2. Fort Collins-Loveland, Colo.
2011 Building Permit Forecast: 1,004
2012 Building Permit Forecast: 1,650
With Colorado State University the major employer here and often ranked as one of the best cities to live in the country, households are expected to grow by 2.7 percent in 2012 and employment is expected to grow 2.6 percent. Housing permits are expected to rise 50 percent as well, according to Moody projections. 

3. Salt Lake City, Utah
2011 Building Permit Forecast: 1,294
2012 Building Permit Forecast: 1,181
With lots of high-tech businesses, Salt Lake City is poised to have some grains in employment and income in the coming year. After a drop in home prices, prices are expected to rebound and increase 4.7 percent next year. 

4. Jacksonville, Fla. 
2011 Building Permit Forecast: 2,284
2012 Building Permit Forecast: 4,363
Jacksonville has a strengthening employment picture, with a military presence and a growing financial services sector. Employment is expected to increase 3.2 percent in 2012. With stabilizing home prices already, prices are expected to rise 5 percent next year and housing permits are expected to double. 

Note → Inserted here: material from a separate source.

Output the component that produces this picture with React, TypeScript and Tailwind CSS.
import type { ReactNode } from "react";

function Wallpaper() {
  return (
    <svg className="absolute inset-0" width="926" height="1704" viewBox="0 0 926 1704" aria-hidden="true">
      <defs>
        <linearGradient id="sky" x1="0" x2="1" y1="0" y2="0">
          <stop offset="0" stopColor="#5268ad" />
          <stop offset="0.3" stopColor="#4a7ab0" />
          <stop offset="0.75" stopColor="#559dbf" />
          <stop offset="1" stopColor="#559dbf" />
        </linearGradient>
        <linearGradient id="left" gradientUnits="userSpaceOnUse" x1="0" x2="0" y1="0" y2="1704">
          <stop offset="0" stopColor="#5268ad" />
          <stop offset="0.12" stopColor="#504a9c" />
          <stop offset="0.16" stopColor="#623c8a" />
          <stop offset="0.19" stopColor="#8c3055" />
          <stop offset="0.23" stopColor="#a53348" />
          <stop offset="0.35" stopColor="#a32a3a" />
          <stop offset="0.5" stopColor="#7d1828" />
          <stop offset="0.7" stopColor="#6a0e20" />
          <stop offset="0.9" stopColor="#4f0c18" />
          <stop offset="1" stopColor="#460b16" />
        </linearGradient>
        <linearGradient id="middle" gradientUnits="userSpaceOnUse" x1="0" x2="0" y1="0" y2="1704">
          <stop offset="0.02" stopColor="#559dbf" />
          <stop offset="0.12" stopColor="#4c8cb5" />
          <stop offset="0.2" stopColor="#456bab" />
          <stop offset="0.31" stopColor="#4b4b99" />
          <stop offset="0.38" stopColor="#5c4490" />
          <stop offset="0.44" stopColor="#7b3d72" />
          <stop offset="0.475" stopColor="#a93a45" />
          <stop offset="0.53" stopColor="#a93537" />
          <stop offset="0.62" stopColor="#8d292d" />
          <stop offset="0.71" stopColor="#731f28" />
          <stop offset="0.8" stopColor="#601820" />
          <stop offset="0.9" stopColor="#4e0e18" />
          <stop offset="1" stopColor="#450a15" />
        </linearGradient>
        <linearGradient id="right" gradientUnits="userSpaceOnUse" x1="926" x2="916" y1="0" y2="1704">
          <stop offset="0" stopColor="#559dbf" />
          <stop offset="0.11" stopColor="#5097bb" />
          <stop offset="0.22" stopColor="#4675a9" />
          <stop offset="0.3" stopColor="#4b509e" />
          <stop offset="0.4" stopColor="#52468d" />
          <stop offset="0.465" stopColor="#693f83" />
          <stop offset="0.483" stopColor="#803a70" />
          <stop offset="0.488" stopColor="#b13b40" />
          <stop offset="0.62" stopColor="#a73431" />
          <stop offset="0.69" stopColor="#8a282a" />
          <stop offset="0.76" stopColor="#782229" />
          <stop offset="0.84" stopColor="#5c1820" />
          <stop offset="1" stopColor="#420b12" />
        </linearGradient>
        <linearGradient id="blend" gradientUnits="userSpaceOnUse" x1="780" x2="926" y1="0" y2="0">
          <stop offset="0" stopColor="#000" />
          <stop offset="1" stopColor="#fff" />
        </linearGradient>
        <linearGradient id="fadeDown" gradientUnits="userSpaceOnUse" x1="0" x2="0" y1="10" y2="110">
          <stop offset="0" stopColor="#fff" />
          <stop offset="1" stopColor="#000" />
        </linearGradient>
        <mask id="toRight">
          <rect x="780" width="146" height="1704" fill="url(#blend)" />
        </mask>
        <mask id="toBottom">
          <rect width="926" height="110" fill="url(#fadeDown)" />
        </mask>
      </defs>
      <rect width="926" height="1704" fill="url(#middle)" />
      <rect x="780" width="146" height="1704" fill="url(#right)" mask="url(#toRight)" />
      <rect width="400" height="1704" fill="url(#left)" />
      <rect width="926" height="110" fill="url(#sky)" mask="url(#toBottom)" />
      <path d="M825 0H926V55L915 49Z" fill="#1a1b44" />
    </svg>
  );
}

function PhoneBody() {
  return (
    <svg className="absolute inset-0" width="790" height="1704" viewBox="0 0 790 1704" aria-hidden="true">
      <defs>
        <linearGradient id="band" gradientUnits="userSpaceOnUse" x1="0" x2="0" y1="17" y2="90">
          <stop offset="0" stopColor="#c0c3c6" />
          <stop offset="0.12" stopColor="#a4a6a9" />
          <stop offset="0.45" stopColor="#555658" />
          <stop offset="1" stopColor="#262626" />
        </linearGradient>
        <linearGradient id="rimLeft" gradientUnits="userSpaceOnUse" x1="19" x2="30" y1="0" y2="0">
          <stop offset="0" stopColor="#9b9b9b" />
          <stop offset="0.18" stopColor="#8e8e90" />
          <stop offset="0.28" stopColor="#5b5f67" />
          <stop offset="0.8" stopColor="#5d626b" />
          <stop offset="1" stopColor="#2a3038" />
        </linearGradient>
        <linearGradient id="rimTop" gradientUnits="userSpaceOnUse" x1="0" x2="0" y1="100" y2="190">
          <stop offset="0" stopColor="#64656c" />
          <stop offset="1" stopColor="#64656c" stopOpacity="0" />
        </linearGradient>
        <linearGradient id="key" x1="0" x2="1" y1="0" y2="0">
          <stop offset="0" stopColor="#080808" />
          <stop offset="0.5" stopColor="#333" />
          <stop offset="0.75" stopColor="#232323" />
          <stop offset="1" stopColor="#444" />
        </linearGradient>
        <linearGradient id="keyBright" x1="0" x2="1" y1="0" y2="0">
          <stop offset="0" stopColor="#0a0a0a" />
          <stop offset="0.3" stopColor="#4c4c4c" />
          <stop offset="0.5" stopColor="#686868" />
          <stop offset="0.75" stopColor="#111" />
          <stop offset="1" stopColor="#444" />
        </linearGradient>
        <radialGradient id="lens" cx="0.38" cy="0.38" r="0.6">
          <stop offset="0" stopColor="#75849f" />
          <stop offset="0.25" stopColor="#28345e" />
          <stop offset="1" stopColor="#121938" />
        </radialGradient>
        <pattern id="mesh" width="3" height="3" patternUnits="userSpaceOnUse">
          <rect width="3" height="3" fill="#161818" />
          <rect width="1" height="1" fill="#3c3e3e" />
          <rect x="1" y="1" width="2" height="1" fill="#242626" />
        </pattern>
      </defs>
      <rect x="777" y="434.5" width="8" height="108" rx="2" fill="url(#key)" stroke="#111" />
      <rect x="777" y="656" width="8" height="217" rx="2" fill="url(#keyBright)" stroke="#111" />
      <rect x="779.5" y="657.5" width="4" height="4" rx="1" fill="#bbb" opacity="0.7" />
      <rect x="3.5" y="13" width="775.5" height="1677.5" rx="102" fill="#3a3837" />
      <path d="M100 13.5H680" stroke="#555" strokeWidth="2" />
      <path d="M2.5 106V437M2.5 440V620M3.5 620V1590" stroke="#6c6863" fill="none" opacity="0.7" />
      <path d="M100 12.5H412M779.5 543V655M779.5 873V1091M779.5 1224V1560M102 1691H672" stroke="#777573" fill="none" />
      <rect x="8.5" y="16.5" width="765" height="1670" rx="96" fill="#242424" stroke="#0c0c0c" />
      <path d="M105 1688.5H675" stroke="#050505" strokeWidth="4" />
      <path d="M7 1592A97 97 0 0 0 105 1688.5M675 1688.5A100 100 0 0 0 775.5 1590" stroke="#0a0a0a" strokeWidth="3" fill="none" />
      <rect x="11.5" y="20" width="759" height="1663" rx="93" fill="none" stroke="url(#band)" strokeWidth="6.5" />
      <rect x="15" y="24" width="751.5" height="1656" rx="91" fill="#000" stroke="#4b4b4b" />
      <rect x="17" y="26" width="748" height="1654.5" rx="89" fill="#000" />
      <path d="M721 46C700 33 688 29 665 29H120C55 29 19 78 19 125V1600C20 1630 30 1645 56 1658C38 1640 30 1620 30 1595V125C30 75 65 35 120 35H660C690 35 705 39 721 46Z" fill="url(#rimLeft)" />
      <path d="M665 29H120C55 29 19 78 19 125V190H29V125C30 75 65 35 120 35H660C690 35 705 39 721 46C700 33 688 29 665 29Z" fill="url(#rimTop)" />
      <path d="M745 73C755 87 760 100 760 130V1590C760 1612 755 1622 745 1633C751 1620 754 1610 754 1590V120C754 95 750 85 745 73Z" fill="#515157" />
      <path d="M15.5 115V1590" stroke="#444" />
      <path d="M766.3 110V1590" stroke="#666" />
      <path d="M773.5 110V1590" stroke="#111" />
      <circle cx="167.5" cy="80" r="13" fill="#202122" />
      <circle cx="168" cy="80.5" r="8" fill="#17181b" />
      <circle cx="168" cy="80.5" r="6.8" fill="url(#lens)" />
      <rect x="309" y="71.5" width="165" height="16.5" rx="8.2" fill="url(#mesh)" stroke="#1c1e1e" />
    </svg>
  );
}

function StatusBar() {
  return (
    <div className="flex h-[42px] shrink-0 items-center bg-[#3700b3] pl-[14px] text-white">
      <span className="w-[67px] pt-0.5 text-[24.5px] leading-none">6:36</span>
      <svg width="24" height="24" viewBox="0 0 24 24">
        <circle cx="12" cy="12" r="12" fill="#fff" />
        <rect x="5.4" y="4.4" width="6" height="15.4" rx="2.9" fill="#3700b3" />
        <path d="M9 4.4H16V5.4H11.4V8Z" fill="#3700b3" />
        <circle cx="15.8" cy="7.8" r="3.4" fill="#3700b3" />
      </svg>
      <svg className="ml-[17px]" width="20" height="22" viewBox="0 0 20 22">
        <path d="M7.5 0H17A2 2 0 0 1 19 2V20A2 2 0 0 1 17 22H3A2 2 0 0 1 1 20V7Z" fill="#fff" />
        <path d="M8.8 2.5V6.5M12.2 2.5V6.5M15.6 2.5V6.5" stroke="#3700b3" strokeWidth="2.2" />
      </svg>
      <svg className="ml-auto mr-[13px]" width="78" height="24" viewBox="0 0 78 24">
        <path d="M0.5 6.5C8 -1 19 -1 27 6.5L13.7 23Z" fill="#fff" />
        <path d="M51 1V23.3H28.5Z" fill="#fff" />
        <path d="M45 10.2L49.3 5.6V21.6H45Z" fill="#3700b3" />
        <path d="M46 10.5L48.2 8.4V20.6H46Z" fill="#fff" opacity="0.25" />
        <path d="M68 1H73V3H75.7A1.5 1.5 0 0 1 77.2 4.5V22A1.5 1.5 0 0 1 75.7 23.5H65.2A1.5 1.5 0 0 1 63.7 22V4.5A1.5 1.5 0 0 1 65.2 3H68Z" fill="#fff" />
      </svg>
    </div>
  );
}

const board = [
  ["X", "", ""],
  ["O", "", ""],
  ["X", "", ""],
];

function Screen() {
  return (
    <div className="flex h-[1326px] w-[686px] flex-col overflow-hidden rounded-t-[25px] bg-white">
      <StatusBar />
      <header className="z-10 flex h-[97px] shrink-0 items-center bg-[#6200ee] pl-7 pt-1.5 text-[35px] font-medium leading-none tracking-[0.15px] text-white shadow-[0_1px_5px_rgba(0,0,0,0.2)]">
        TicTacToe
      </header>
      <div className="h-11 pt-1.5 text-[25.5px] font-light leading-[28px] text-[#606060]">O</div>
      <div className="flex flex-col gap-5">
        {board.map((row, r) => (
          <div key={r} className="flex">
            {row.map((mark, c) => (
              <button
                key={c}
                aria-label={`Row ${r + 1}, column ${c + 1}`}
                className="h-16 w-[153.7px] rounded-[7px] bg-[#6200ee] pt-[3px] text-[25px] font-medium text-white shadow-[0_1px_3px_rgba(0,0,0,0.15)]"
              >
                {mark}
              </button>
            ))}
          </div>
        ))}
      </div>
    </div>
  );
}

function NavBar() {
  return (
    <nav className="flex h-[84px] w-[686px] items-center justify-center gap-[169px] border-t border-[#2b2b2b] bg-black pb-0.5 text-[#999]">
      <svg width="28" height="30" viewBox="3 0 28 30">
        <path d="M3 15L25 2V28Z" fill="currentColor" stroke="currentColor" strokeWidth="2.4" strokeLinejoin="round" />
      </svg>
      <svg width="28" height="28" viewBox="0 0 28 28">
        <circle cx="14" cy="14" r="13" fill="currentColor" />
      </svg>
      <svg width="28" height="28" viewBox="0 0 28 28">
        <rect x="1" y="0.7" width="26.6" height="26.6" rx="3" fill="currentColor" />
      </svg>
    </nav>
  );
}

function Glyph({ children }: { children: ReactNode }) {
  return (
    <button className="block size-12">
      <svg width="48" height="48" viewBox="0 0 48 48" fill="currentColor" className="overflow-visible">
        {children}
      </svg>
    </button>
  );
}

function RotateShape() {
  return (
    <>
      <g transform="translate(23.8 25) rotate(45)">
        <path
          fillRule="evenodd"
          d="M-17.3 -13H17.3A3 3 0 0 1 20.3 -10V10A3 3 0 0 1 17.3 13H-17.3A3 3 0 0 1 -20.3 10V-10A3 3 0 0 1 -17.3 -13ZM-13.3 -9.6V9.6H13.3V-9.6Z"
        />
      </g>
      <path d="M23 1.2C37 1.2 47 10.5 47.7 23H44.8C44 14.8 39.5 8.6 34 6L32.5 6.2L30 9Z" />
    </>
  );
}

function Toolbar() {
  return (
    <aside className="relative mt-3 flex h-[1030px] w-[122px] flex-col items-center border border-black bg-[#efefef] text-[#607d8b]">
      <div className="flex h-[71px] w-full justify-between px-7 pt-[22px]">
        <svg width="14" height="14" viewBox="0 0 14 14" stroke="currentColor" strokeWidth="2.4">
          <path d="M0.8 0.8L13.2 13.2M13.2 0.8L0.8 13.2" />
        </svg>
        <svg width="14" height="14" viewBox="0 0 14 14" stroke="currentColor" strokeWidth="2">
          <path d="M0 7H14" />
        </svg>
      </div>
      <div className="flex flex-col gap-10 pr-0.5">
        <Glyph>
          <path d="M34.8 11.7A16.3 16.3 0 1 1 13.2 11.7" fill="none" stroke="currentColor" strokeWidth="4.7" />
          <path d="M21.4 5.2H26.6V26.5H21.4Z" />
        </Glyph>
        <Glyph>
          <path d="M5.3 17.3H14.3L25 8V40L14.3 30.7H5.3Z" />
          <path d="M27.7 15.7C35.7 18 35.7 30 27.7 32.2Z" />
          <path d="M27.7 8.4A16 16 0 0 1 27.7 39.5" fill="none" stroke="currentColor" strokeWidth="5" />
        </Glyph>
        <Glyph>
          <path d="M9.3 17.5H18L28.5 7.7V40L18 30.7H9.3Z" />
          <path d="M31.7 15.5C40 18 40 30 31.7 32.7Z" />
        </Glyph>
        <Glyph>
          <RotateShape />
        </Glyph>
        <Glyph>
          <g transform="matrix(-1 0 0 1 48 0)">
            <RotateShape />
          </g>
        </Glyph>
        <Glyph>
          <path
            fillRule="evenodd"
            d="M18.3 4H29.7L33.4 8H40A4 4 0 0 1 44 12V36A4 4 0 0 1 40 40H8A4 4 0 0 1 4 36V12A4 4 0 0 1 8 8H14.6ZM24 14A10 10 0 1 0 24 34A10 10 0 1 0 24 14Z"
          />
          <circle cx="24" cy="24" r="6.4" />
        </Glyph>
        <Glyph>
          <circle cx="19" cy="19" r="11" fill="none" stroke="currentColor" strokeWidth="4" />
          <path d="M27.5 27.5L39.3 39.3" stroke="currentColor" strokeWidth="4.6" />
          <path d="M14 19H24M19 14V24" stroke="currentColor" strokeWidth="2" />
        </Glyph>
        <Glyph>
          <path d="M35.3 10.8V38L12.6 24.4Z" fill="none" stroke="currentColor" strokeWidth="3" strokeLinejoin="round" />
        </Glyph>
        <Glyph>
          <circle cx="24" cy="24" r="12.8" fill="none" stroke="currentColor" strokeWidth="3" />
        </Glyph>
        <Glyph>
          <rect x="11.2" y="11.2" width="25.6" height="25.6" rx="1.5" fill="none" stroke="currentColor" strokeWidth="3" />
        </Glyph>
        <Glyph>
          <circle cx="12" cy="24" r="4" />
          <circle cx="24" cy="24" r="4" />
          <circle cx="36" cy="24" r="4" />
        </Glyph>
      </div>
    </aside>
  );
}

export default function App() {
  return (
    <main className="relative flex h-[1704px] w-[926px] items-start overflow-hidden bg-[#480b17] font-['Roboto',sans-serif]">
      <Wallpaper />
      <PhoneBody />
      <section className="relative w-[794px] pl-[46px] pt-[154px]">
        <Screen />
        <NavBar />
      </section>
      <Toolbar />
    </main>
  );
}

5. Miami-Fort Lauderdale-Pompano Beach, Fla. 
2011 Building Permit Forecast: 2,708
2012 Building Permit Forecast: 7,522
This metro area is expected to reverse course with jobs forecasted to grow by 2.7 percent, home prices stabilizing, and housing permits expected to double. The rebound is expected to be mostly driven by two major projects, the CitiCentre and Resorts World Miami, are expected to add tens of thousands of jobs in coming years.

6. Charlottesville, Va. 
2011 Building Permit Forecast: 634
2012 Building Permit Forecast: 798
The city is home to the University of Virginia and also continues to attract a surge in second-home buyers from the Washington, D.C., area. Home prices are expected to rise 1 percent in 2012 and median income is forecasted to grow by 3.7 percent.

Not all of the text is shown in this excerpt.